Yet, at Heathrow he was less concerned with reputation than with responsibility.
He recalled the 1970s and 1980s, when Marxist literary, theatre and cultural studies reshaped Nigerian university curricula so profoundly that the government accused academics of “not teaching what they were paid to teach.”
His famous retort, that Achebe’s Things Fall Apart and Soyinka’s The Man Died were themselves savage critiques of postcolonial governance, was not cleverness.
It was conviction. For him, literature was not ornamental. It was infrastructural. It shaped consciousness; it revealed contradiction; it made the invisible visible.
His activism extended beyond Nigeria. At Cornell, he joined colleagues in teaching weekly classes to inmates at Auburn’s maximum-security prison, guiding discussions on Fanon, Cabral, Mandela, Baldwin, Achebe.
He later wrote columns, Talakawa Liberation Forum and Talakawa Liberation Courier, for The Guardian and The Nation, using the pen name “Bamako Jaji,” sustaining a leftist critique of Nigeria’s “Predators’ Republic.”
Even at over 600 pages, the collected volume of his journalism only partially captures five decades of relentless engagement.

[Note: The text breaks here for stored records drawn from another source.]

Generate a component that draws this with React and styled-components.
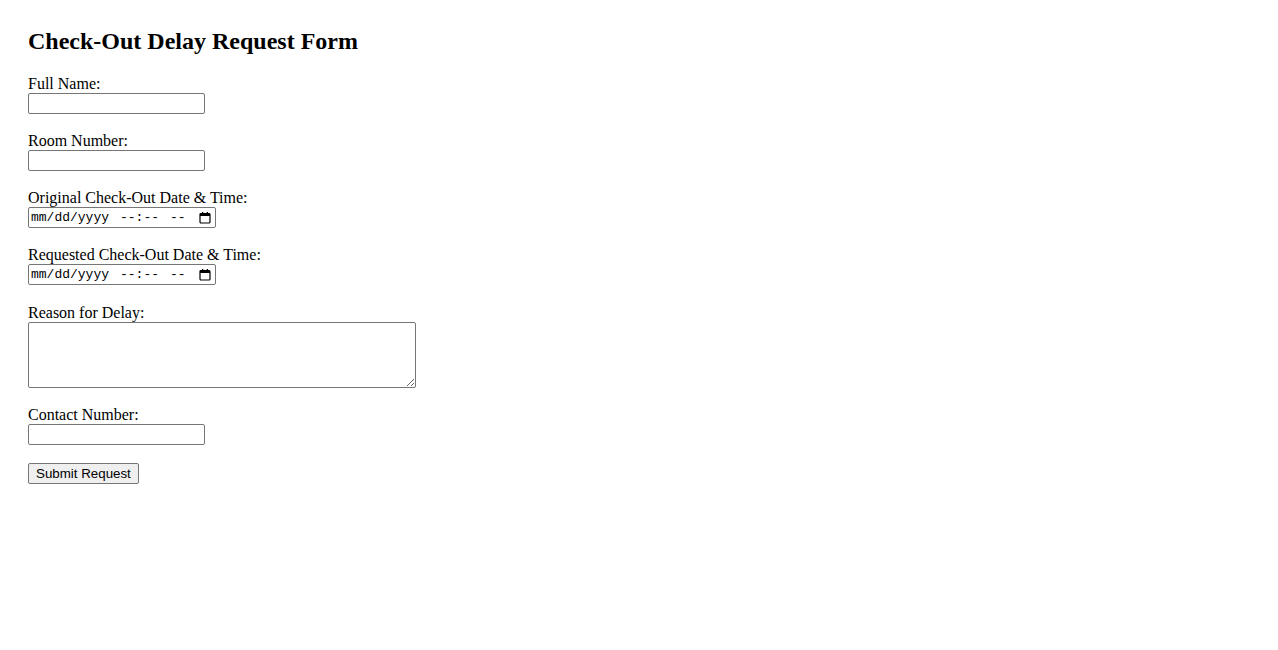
import React from 'react'
import styled, { createGlobalStyle } from 'styled-components'

const GlobalStyle = createGlobalStyle`
  body {
    margin: 0;
    background: #ffffff;
    color: #000000;
    font-family: "Liberation Serif", "Times New Roman", serif;
    font-size: 16px;
  }
`
const Page = styled.div`
  padding: 28px;
`
const Title = styled.h2`
  margin: 0 0 20px 0;
  font-size: 24px;
  font-weight: bold;
  line-height: 27px;
`
const Form = styled.form`
  display: flex;
  flex-direction: column;
  align-items: flex-start;
`
const Label = styled.label`
  display: block;
  margin-top: ${(p) => p.$offset || 0}px;
  line-height: 18px;
`
const TextInput = styled.input`
  box-sizing: border-box;
  display: block;
  width: 177px;
  height: 21px;
  margin: 0 0 18px 0;
  padding: 1px 2px;
  border: 1px solid #767676;
  border-radius: 2px;
  background: #ffffff;
  font-family: "Liberation Sans", Arial, sans-serif;
  font-size: 13.33px;
`
const DateBox = styled.div`
  box-sizing: border-box;
  display: flex;
  align-items: center;
  width: 188px;
  height: 21px;
  margin: 0 0 18px 0;
  padding: 0 3px 0 2px;
  border: 1px solid #767676;
  border-radius: 2px;
  background: #ffffff;
  font-family: "Liberation Mono", "Courier New", monospace;
  font-size: 13px;
  color: #000000;
  cursor: text;
`
const DatePart = styled.span`
  margin-left: ${(p) => p.$gap || 0}px;
  white-space: pre;
`
const CalendarIcon = styled.svg`
  margin-left: auto;
  margin-right: 1px;
  display: block;
`
const TextArea = styled.textarea`
  box-sizing: border-box;
  display: block;
  width: 388px;
  height: 66px;
  margin: 0 0 18px 0;
  padding: 2px;
  border: 1px solid #767676;
  border-radius: 2px;
  font-family: "Liberation Mono", monospace;
  font-size: 13.33px;
`
const SubmitButton = styled.button`
  box-sizing: border-box;
  height: 21px;
  padding: 1px 7px;
  border: 1px solid #767676;
  border-radius: 2px;
  background: #efefef;
  color: #000000;
  font-family: "Liberation Sans", Arial, sans-serif;
  font-size: 13.33px;
  line-height: 15px;
`

function DateField({ id }) {
  return (
    <DateBox id={id} role="textbox" tabIndex={0}>
      <DatePart>mm/dd/yyyy</DatePart>
      <DatePart $gap={11}>--:--</DatePart>
      <DatePart $gap={11}>--</DatePart>
      <CalendarIcon width="12" height="12" viewBox="0 0 12 12">
        <rect x="1" y="1.5" width="10" height="9.5" rx="1" fill="none" stroke="#000" strokeWidth="1.2" />
        <rect x="1" y="1.5" width="10" height="2.5" fill="#000" />
        <rect x="3" y="0" width="1.3" height="2" fill="#000" />
        <rect x="7.7" y="0" width="1.3" height="2" fill="#000" />
      </CalendarIcon>
    </DateBox>
  )
}

const fields = [
  { id: 'name', label: 'Full Name:', kind: 'text' },
  { id: 'room', label: 'Room Number:', kind: 'text' },
  { id: 'original', label: 'Original Check-Out Date & Time:', kind: 'date' },
  { id: 'requested', label: 'Requested Check-Out Date & Time:', kind: 'date' },
  { id: 'reason', label: 'Reason for Delay:', kind: 'area', offset: 1 },
  { id: 'contact', label: 'Contact Number:', kind: 'text' },
]

function App() {
  return (
    <Page>
      <GlobalStyle />
      <Title>Check-Out Delay Request Form</Title>
      <Form onSubmit={(e) => e.preventDefault()}>
        {fields.map((field) => (
          <React.Fragment key={field.id}>
            <Label htmlFor={field.id} $offset={field.offset}>
              {field.label}
            </Label>
            {field.kind === 'text' && <TextInput type="text" id={field.id} />}
            {field.kind === 'date' && <DateField id={field.id} />}
            {field.kind === 'area' && <TextArea id={field.id} />}
          </React.Fragment>
        ))}
        <SubmitButton type="submit">Submit Request</SubmitButton>
      </Form>
    </Page>
  )
}

export default App
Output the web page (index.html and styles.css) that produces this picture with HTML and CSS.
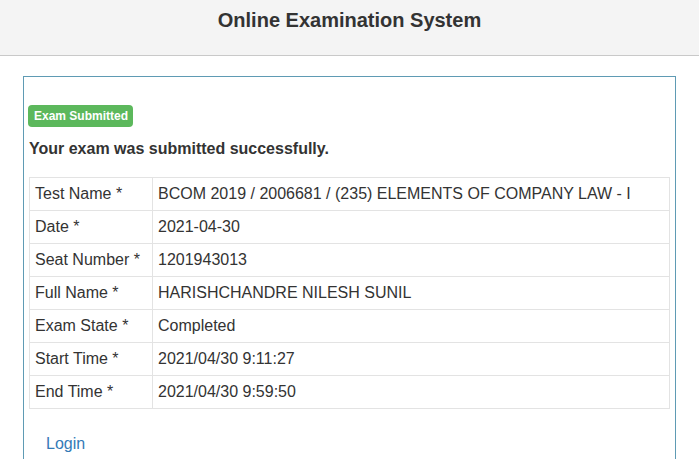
FILE: index.html
```html
<!DOCTYPE html>
<html>
<head>
<meta charset="utf-8">
<title>Online Examination System</title>
<link rel="stylesheet" href="styles.css">
</head>
<body>
<header class="topbar">
  <h1 class="title">Online Examination System</h1>
</header>
<main class="panel">
  <span class="badge">Exam Submitted</span>
  <h2 class="message">Your exam was submitted successfully.</h2>
  <table class="details">
    <tr><td class="key">Test Name *</td><td>BCOM 2019 / 2006681 / (235) ELEMENTS OF COMPANY LAW - I</td></tr>
    <tr><td class="key">Date *</td><td>2021-04-30</td></tr>
    <tr><td class="key">Seat Number *</td><td>1201943013</td></tr>
    <tr><td class="key">Full Name *</td><td>HARISHCHANDRE NILESH SUNIL</td></tr>
    <tr><td class="key">Exam State *</td><td>Completed</td></tr>
    <tr><td class="key">Start Time *</td><td>2021/04/30 9:11:27</td></tr>
    <tr><td class="key">End Time *</td><td>2021/04/30 9:59:50</td></tr>
  </table>
  <a class="login" href="#">Login</a>
</main>
</body>
</html>
```
FILE: styles.css
```css
* { box-sizing: border-box; }
html, body {
  margin: 0;
  padding: 0;
  background: #fff;
  font-family: "Liberation Sans", Arial, sans-serif;
  color: #333;
  font-size: 16px;
}
.topbar {
  height: 56px;
  background: #f4f4f4;
  border-bottom: 1px solid #c9c9c9;
  padding-top: 9px;
  text-align: center;
}
.title {
  margin: 0;
  font-size: 20px;
  line-height: 23px;
  font-weight: bold;
  color: #333;
}
.panel {
  display: block;
  margin: 20px 23px 0;
  border: 1px solid #5f9bb4;
  padding: 28px 5px 40px;
  min-height: 500px;
}
.badge {
  display: inline-block;
  margin-left: -1px;
  background: #5cb85c;
  color: #fff;
  font-size: 12px;
  font-weight: bold;
  line-height: 14px;
  padding: 4px 5px 4px 6px;
  border-radius: 4px;
}
.message {
  margin: 11px 0 17px;
  font-size: 16px;
  line-height: 22px;
  font-weight: bold;
  color: #333;
}
.details {
  width: 100%;
  border-collapse: collapse;
}
.details td {
  border: 1px solid #e3e3e3;
  padding: 5px;
  line-height: 22px;
  font-size: 16px;
  color: #333;
  vertical-align: top;
  white-space: nowrap;
}
.details td.key {
  width: 123px;
}
.login {
  display: inline-block;
  margin: 24px 0 0 17px;
  line-height: 22px;
  color: #337ab7;
  text-decoration: none;
}
```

And then there was the global dimension where he served as a visiting professorship at Peking University to lay foundations for Africanist literary studies in China; the Free University of Berlin’s project on indigenous theatre; the monumental six-volume Literature: A World History, a post-Eurocentric literary history that he co-edited. His intellectual cartography was planetary.
But at Heathrow, he spoke of Nigeria.
He worried that abandoning the struggle over knowledge production would entrench inequality under new political arrangements.
He feared a republic where critique would be domesticated, where intellectuals would trade independence for proximity to power, where decolonisation would be recited rather than practised.
Looking back now, the airport feels allegorical. Airports suspend you between departure and arrival.
Nigeria, too, seemed suspended between potential and paralysis, between memory and reform. He believed in return, in engagement, in refusing exile as finality.
Yet, he understood that return without transformation is nostalgia.
When news broke on 11 February 2026 that he had died at the age of 80, it felt less like the end of a biography and more like the closing of an intellectual epoch.
He belonged to a generation that believed ideas could reorder institutions.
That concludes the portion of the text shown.